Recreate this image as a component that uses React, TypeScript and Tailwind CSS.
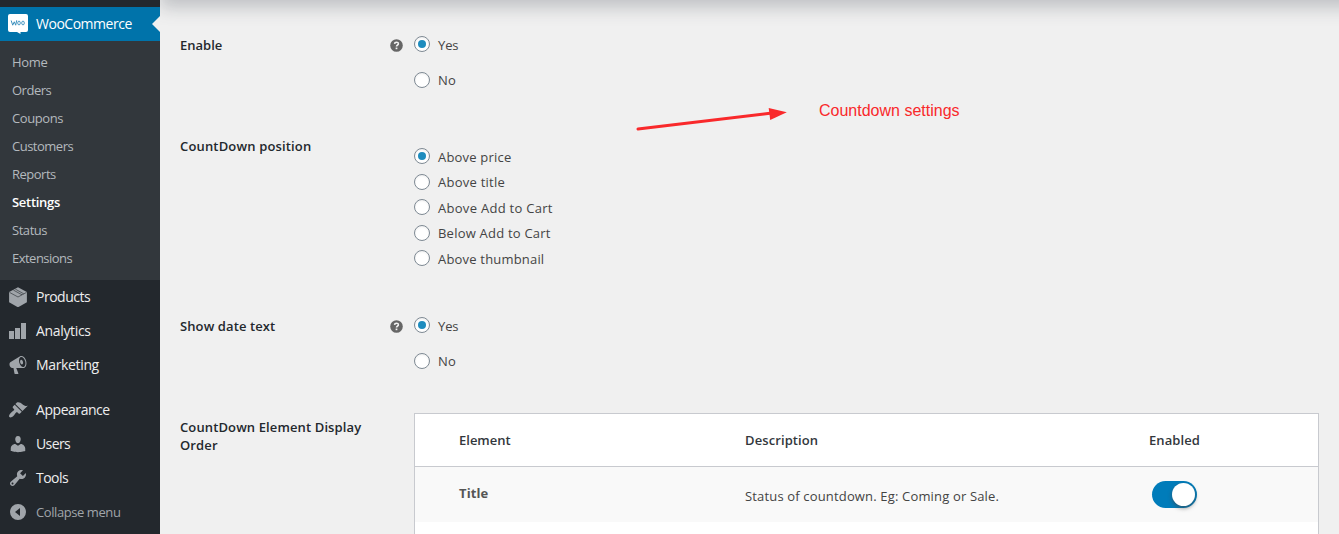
import React from 'react';

const SEGOE = "font-['Open_Sans','Noto_Sans',sans-serif]";

const subItems = [
  { label: 'Home', cls: 'tracking-[-0.35px]' },
  { label: 'Orders', cls: 'tracking-[-0.5px]' },
  { label: 'Coupons', cls: 'tracking-[-0.4px]' },
  { label: 'Customers', cls: 'tracking-[-0.5px]' },
  { label: 'Reports', cls: 'tracking-[-0.5px]' },
  { label: 'Settings', cls: 'font-semibold text-white tracking-[-0.3px]' },
  { label: 'Status', cls: 'tracking-[-0.45px]' },
  { label: 'Extensions', cls: 'tracking-[-0.52px]' },
];

function Icon({ children }: { children: React.ReactNode }) {
  return (
    <svg viewBox="0 0 20 20" className="h-5 w-5 shrink-0" fill="#a0a5aa" fillRule="evenodd">
      {children}
    </svg>
  );
}

const icons = {
  products: (
    <Icon>
      <path d="M10 0.2L18.9 5V15.3L10 20.3L1.1 15.3V5z" />
      <path d="M1.5 5.4L10 10L18.5 5.4M5.4 3.1L14 7.8M7.3 2.1L15.7 6.8" fill="none" stroke="#23282d" strokeWidth="0.6" />
    </Icon>
  ),
  analytics: (
    <Icon>
      <path d="M13 2h5v16h-5zM7 7h5v11H7zM1 10h5v8H1z" />
    </Icon>
  ),
  marketing: (
    <Icon>
      <path d="M18.15 5.94c.46 1.62.38 3.22-.02 4.48-.42 1.28-1.26 2.18-2.3 2.48-.16.06-.26.06-.4.06-.06.02-.12.02-.18.02-.06.02-.14.02-.22.02h-6.8l2.22 5.5c.02.14-.06.26-.14.34-.08.1-.24.16-.34.16H6.95c-.1 0-.26-.06-.34-.16-.08-.08-.16-.2-.14-.34l-1-5.5H4.25l-.02-.02c-.5.06-1.08-.18-1.54-.62s-.88-1.08-1.06-1.88c-.24-.8-.2-1.56-.02-2.2.18-.62.58-1.08 1.06-1.3l.02-.02 9-5.4c.1-.06.18-.1.24-.16.06-.04.14-.08.24-.12.16-.08.28-.12.5-.18 1.04-.3 2.24.1 3.22.98s1.84 2.24 2.26 3.86zm-2.58 5.98h-.02c.4-.1.74-.34 1.04-.7.58-.7.86-1.76.86-3.04 0-.64-.1-1.3-.28-1.98-.34-1.36-1.02-2.5-1.78-3.24s-1.68-1.1-2.46-.88c-.82.22-1.4.96-1.7 2-.32 1.04-.28 2.36.06 3.72.38 1.36 1 2.5 1.8 3.24.78.74 1.62 1.1 2.48.88zm-2.54-7.08c.22-.04.42-.02.62.04.38.16.76.48 1.02 1s.42 1.2.42 1.78c0 .3-.04.56-.12.8-.18.48-.44.84-.86.94-.34.1-.8-.06-1.14-.4s-.64-.86-.78-1.5c-.18-.62-.12-1.24.02-1.72s.48-.84.82-.94z" />
    </Icon>
  ),
  appearance: (
    <Icon>
      <path d="M14.48 11.06L7.41 3.99l1.5-1.5c.5-.56 2.3-.47 3.51.32 1.21.8 1.43 1.28 2.91 2.1 1.18.64 2.45 1.26 4.45.85zm-.71.71L6.7 4.7 4.93 6.47c-.39.39-.39 1.02 0 1.41l1.06 1.06c.39.39.39 1.03 0 1.42-.6.6-1.43 1.11-2.21 1.69-.35.26-.7.53-1.01.84C1.43 14.23.4 16.08 1.4 17.07c.99 1 2.84-.03 4.18-1.36.31-.31.58-.66.85-1.02.57-.78 1.08-1.61 1.69-2.21.39-.39 1.02-.39 1.41 0l1.06 1.06c.39.39 1.02.39 1.41 0z" />
    </Icon>
  ),
  users: (
    <Icon>
      <path d="M10 9.25c-2.27 0-2.73-3.44-2.73-3.44C7 4.02 7.82 2 9.97 2c2.16 0 2.98 2.02 2.71 3.81 0 0-.41 3.44-2.68 3.44zm0 2.57L12.72 10c2.39 0 4.52 2.33 4.52 4.53v2.49s-3.65 1.13-7.24 1.13c-3.65 0-7.24-1.13-7.24-1.13v-2.49c0-2.25 1.94-4.48 4.47-4.48z" />
    </Icon>
  ),
  tools: (
    <Icon>
      <path d="M16.68 9.77c-1.34 1.34-3.3 1.67-4.95.99l-5.41 6.52c-.99.99-2.59.99-3.58 0s-.99-2.59 0-3.57l6.52-5.42c-.68-1.65-.35-3.61.99-4.95 1.28-1.28 3.12-1.62 4.72-1.06l-2.89 2.89 2.82 2.82 2.86-2.87c.53 1.58.18 3.39-1.08 4.65zM3.81 16.21c.4.39 1.04.39 1.43 0 .4-.4.4-1.04 0-1.43-.39-.4-1.03-.4-1.43 0-.39.39-.39 1.03 0 1.43z" />
    </Icon>
  ),
  collapse: (
    <Icon>
      <path d="M10 2a8 8 0 1 0 0 16a8 8 0 1 0 0-16zM12 6v8l-5-4z" />
    </Icon>
  ),
};

function MenuItem({ icon, label, cls }: { icon: React.ReactNode; label: string; cls: string }) {
  return (
    <div className="flex h-[34px] items-center gap-2 pl-2">
      {icon}
      <span className={`whitespace-nowrap ${cls}`}>{label}</span>
    </div>
  );
}

function Sidebar() {
  return (
    <nav className="relative z-10 flex h-full w-[160px] shrink-0 flex-col bg-[#23282d] pt-[7px] text-[14px] leading-[18px] text-[#eee]">
      <div className="relative flex h-[34px] items-center gap-2 bg-[#0073aa] pl-2 text-white">
        <svg viewBox="0 0 20 20" className="h-5 w-5 shrink-0">
          <path d="M2 0h16a2 2 0 0 1 2 2v14a2 2 0 0 1-2 2h-5.500v2L9 18H2a2 2 0 0 1-2-2V2a2 2 0 0 1 2-2z" fill="#fff" />
          <path d="M3.200 6.500L4.700 11.200L6.300 7.800L7.700 11.200L8.700 6.300" fill="none" stroke="#3a8fbd" strokeWidth="1" />
          <ellipse cx="11" cy="9" rx="1.300" ry="1.900" fill="none" stroke="#3a8fbd" strokeWidth="0.900" />
          <ellipse cx="15" cy="9" rx="1.300" ry="1.900" fill="none" stroke="#3a8fbd" strokeWidth="0.900" />
        </svg>
        <span className="whitespace-nowrap tracking-[-0.48px]">WooCommerce</span>
        <svg viewBox="0 0 8 16" className="absolute top-[9px] right-0 h-4 w-2">
          <path d="M8 0V16L0 8z" fill="#f0f0f0" />
        </svg>
      </div>
      <div className="flex h-[239px] flex-col bg-[#32373c] pt-[7px] pl-3 text-[13px] text-[#b4b9be]">
        {subItems.map((item) => (
          <span key={item.label} className={`flex h-7 items-center whitespace-nowrap ${item.cls}`}>
            {item.label}
          </span>
        ))}
      </div>
      <MenuItem icon={icons.products} label="Products" cls="tracking-[-0.5px]" />
      <MenuItem icon={icons.analytics} label="Analytics" cls="tracking-[-0.33px]" />
      <MenuItem icon={icons.marketing} label="Marketing" cls="tracking-[-0.35px]" />
      <div className="h-[11px]" />
      <MenuItem icon={icons.appearance} label="Appearance" cls="tracking-[-0.45px]" />
      <MenuItem icon={icons.users} label="Users" cls="tracking-[-0.6px]" />
      <MenuItem icon={icons.tools} label="Tools" cls="tracking-[-0.55px]" />
      <MenuItem icon={icons.collapse} label="Collapse menu" cls="text-[13px] text-[#a0a5aa] tracking-[-0.42px]" />
    </nav>
  );
}

function Radio({ label, checked, row, cls }: { label: string; checked?: boolean; row: string; cls: string }) {
  return (
    <label className={`flex items-center gap-2 text-[#444] ${row}`}>
      <span className="mb-px flex h-4 w-4 shrink-0 items-center justify-center rounded-full border border-[#7e8993] bg-white shadow-[inset_0_1px_2px_rgba(0,0,0,0.07)]">
        {checked && <span className="h-2 w-2 rounded-full bg-[#1e8cbe]" />}
      </span>
      <span className={`whitespace-nowrap ${cls}`}>{label}</span>
    </label>
  );
}

function HelpTip() {
  return (
    <svg viewBox="0 0 12 12" className="ml-auto mr-[11px] mt-[3px] h-[13px] w-[13px] shrink-0">
      <circle cx="6" cy="6" r="5.800" fill="#666" />
      <path d="M4.200 4.500C4.300 2.500 7.800 2.600 7.700 4.500C7.600 5.700 6 5.600 6 7" fill="none" stroke="#f3f3f3" strokeWidth="1.500" />
      <rect x="5.200" y="7.900" width="1.600" height="1.500" fill="#f3f3f3" />
    </svg>
  );
}

function Row({ label, cls, help, className, children }: { label: string; cls: string; help?: boolean; className: string; children: React.ReactNode }) {
  return (
    <section className={`flex ${className}`}>
      <div className="flex w-[234px] shrink-0 items-start">
        <h3 className={`max-w-[200px] font-semibold leading-[18px] text-[#23282d] ${cls}`}>{label}</h3>
        {help && <HelpTip />}
      </div>
      {children}
    </section>
  );
}

function YesNo() {
  return (
    <div className="flex flex-col">
      <Radio label="Yes" checked row="h-[18px] [&>span:first-child]:mb-[3px]" cls="tracking-[-0.1px]" />
      <Radio label="No" row="mt-[17px] h-[18px]" cls="tracking-[0.3px]" />
    </div>
  );
}

export default function App() {
  return (
    <div className={`flex h-[534px] w-[1339px] overflow-hidden bg-[#f0f0f0] text-[13px] leading-[18px] ${SEGOE}`}>
      <Sidebar />
      <main className="relative flex-1 overflow-hidden pl-5">
        <div className="absolute -top-[60px] -right-10 left-0 h-[60px] shadow-[0_8px_16px_0_rgba(85,93,102,0.3)]" />
        <Row label="Enable" cls="" help className="h-[137px] pt-9">
          <YesNo />
        </Row>
        <Row label="CountDown position" cls="tracking-[0.16px]" className="h-[180px]">
          <div className="flex flex-col pt-[7px]">
            <Radio label="Above price" checked row="h-[25px]" cls="tracking-[0.2px]" />
            <Radio label="Above title" row="h-[26px]" cls="tracking-[0.25px]" />
            <Radio label="Above Add to Cart" row="h-[25px]" cls="tracking-[0.29px]" />
            <Radio label="Below Add to Cart" row="h-[26px]" cls="tracking-[0.22px]" />
            <Radio label="Above thumbnail" row="h-[25px]" cls="tracking-[0.19px]" />
          </div>
        </Row>
        <Row label="Show date text" cls="tracking-[0.1px]" help className="h-24">
          <YesNo />
        </Row>
        <Row label="CountDown Element Display Order" cls="pt-[5px] tracking-[0.12px]" className="h-[140px]">
          <div className="h-[140px] w-[905px] border border-[#c8cacf] bg-white">
            <div className="flex h-[53px] items-center border-b border-[#c8cacf] pl-11 font-semibold text-[#32373c]">
              <span className="w-[286px]">Element</span>
              <span className="w-[404px] tracking-[0.1px]">Description</span>
              <span className="tracking-[0.1px]">Enabled</span>
            </div>
            <div className="flex h-[55px] items-center bg-[#f9f9f9] pl-11 text-[#444]">
              <span className="mb-[3px] w-[286px] font-bold tracking-[0.1px] text-[#555]">Title</span>
              <span className="mt-[3px] w-[407px] whitespace-nowrap tracking-[0.16px]">Status of countdown. Eg: Coming or Sale.</span>
              <span className="flex h-[27px] w-[45px] items-center justify-end rounded-full bg-[#007cba] pr-0.5">
                <span className="h-[23px] w-[23px] rounded-full bg-white shadow-[0_2px_4px_rgba(68,68,68,0.6)]" />
              </span>
            </div>
          </div>
        </Row>
        <svg viewBox="0 0 160 30" className="absolute top-[103px] left-[472px] h-[30px] w-[160px]">
          <path d="M6 26L138 10.300" stroke="#f9292b" strokeWidth="3" strokeLinecap="round" />
          <path d="M154.800 9.300L136.700 5L138.200 17z" fill="#f9292b" />
        </svg>
        <span className="absolute top-[101px] left-[659px] whitespace-nowrap font-['Liberation_Sans',Arial,sans-serif] text-[16px] leading-5 text-[#f9292b]">
          Countdown settings
        </span>
      </main>
    </div>
  );
}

---------------

OBJECTIVE >> Look through the data above. Copy every line with the string "React" in it.

SOLUTION TO THE EXERCISE >>
Recreate this image as a component that uses React, TypeScript and Tailwind CSS.
import React from 'react';
function Icon({ children }: { children: React.ReactNode }) {
function MenuItem({ icon, label, cls }: { icon: React.ReactNode; label: string; cls: string }) {
function Row({ label, cls, help, className, children }: { label: string; cls: string; help?: boolean; className: string; children: React.ReactNode }) {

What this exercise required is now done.